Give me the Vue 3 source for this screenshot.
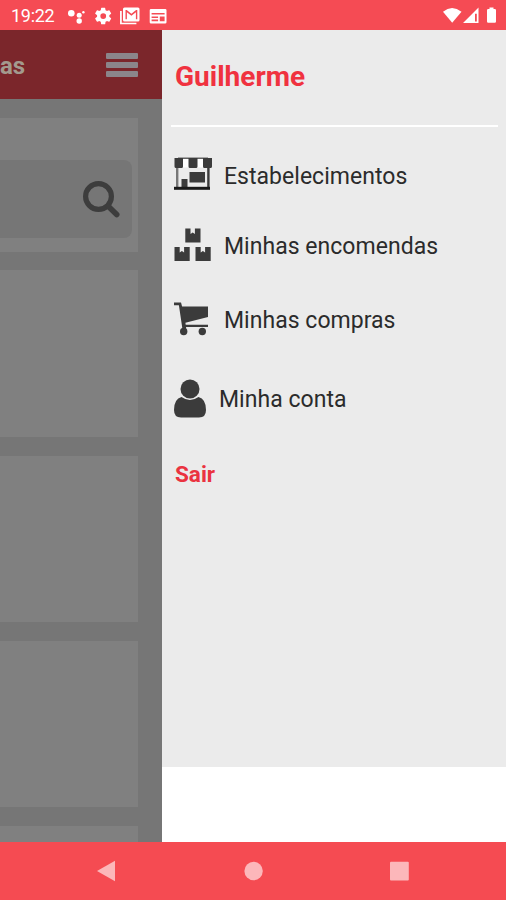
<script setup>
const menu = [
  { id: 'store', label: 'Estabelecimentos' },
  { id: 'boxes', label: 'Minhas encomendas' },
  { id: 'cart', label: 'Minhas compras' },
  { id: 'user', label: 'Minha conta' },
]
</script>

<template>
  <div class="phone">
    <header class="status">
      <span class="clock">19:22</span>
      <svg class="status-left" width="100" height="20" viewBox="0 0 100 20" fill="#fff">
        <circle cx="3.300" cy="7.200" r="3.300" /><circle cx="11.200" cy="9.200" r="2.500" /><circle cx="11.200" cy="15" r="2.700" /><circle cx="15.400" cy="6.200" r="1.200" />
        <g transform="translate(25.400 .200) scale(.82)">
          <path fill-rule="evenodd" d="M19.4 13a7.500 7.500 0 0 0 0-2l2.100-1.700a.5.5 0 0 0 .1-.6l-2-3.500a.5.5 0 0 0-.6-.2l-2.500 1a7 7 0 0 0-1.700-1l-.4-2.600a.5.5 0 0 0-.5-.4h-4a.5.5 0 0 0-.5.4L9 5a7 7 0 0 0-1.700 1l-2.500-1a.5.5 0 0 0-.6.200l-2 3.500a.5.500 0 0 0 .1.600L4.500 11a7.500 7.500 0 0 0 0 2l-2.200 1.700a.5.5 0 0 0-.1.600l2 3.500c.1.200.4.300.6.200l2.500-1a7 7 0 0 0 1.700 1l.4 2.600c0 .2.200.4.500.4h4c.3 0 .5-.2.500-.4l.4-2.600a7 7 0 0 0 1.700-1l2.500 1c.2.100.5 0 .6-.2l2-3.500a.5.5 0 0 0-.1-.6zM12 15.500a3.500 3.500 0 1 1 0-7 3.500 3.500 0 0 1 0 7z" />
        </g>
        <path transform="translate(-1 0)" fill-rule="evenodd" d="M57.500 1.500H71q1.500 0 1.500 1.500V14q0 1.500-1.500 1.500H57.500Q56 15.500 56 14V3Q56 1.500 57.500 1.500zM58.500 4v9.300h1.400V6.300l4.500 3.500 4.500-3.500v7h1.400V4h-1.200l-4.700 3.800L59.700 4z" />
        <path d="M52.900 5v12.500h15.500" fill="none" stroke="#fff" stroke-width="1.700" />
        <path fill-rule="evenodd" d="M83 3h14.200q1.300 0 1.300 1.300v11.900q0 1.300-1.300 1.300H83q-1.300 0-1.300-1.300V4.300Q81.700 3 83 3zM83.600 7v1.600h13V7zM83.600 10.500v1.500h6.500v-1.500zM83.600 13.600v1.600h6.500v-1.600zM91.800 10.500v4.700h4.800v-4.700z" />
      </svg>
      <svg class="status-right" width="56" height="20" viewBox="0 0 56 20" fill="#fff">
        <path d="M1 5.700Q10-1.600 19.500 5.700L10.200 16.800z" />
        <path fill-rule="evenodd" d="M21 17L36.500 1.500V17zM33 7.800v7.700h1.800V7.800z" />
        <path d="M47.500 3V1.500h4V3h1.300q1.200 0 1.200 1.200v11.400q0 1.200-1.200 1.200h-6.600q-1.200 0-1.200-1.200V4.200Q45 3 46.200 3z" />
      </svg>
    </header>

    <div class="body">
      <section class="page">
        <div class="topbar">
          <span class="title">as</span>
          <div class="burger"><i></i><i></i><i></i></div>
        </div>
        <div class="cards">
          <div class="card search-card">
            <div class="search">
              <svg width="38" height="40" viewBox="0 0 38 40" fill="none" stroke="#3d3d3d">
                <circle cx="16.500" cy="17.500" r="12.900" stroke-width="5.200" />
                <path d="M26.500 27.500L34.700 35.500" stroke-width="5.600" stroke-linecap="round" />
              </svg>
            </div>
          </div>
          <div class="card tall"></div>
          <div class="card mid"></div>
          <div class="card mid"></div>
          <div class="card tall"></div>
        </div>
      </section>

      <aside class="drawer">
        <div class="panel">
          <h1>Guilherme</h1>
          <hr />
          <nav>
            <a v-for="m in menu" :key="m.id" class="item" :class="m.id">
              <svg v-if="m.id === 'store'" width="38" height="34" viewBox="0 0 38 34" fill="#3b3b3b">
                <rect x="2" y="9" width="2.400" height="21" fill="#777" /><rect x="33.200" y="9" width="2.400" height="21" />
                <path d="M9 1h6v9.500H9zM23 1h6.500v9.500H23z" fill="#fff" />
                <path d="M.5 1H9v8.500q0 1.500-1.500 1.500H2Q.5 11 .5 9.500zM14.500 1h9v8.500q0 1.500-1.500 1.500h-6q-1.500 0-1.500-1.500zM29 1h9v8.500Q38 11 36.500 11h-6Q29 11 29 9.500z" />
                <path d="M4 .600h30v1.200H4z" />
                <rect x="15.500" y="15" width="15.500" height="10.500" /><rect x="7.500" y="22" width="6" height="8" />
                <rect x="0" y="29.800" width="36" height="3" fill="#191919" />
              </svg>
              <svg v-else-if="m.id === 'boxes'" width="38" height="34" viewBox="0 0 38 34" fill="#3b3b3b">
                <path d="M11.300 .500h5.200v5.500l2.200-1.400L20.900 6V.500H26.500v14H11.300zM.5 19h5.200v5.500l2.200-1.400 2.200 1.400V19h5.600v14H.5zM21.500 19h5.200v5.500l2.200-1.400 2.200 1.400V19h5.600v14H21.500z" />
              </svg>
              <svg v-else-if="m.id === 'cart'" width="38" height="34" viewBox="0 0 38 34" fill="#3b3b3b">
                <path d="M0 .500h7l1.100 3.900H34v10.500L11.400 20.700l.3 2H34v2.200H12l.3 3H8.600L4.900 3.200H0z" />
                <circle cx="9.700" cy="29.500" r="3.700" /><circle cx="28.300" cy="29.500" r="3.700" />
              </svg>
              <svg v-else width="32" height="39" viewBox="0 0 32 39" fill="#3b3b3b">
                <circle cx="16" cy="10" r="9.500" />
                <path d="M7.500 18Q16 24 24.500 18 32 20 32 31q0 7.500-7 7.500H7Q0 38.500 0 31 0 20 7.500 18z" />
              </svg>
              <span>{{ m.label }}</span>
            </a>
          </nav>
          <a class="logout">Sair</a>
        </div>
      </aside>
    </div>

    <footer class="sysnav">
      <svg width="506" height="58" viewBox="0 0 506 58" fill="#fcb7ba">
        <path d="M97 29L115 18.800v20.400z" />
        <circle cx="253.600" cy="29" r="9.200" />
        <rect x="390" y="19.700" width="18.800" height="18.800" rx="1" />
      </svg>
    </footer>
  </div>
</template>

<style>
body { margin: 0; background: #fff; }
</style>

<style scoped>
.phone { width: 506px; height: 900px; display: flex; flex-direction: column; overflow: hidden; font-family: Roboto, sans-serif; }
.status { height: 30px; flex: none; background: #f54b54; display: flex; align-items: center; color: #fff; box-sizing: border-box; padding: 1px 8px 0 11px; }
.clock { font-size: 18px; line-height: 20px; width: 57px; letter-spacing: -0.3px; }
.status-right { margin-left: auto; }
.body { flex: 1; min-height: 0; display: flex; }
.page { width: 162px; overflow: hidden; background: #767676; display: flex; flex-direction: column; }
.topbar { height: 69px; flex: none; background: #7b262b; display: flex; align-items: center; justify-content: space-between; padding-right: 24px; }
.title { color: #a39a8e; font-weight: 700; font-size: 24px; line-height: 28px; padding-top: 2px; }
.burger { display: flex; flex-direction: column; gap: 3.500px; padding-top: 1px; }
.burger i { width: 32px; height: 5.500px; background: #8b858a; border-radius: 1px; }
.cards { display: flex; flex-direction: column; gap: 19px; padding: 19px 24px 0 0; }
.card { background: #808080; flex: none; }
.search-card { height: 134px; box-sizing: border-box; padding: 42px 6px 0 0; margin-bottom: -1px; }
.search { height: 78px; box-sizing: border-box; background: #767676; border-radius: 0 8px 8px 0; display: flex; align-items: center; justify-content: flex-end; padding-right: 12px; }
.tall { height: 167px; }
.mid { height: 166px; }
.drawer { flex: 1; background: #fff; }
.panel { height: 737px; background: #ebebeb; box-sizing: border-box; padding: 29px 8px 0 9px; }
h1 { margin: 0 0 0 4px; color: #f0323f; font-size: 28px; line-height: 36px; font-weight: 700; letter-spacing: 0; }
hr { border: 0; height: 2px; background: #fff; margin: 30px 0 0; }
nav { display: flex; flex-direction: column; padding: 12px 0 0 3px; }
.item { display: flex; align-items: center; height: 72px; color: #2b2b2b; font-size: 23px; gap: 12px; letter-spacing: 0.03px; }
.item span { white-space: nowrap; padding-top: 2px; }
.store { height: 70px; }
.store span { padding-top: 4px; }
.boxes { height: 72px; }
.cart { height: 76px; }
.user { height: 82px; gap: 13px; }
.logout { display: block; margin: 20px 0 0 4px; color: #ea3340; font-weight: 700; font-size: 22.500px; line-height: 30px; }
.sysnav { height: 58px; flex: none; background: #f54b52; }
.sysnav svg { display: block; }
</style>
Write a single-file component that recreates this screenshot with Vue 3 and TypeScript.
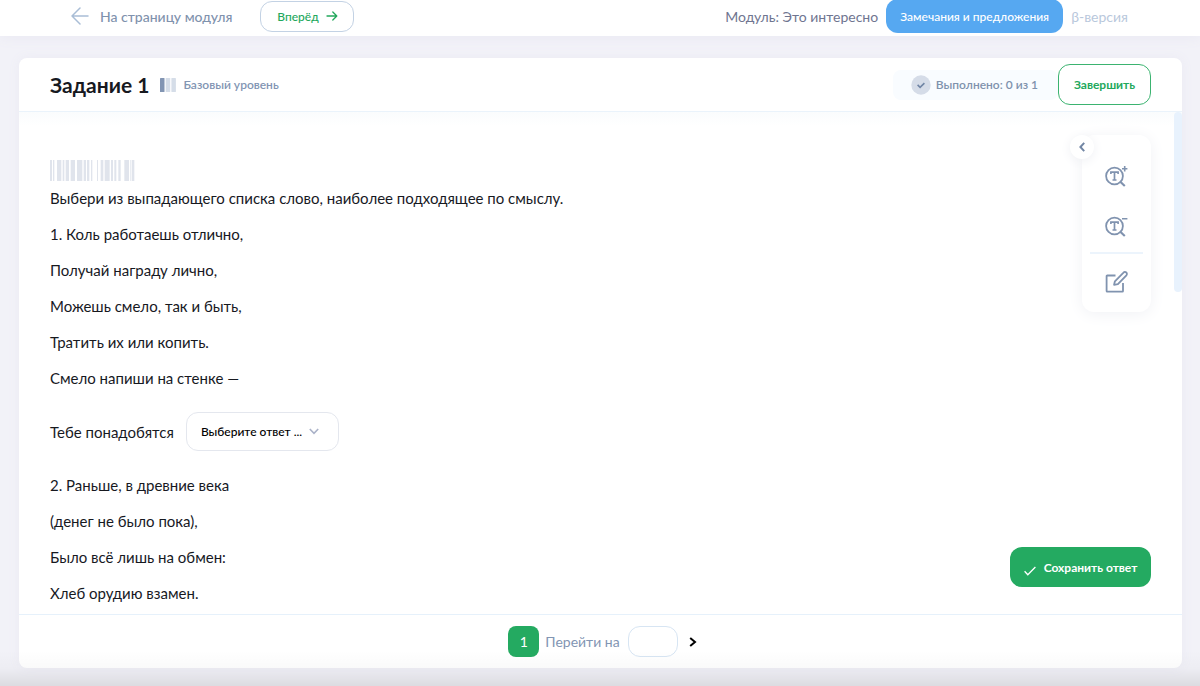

PROBLEM DESCRIPTION: Copy down every line of the entries containing the word "screenshot".

ANSWER FOR THIS EXERCISE:
Give me the Vue 3 source for this screenshot.
Write a single-file component that recreates this screenshot with Vue 3 and TypeScript.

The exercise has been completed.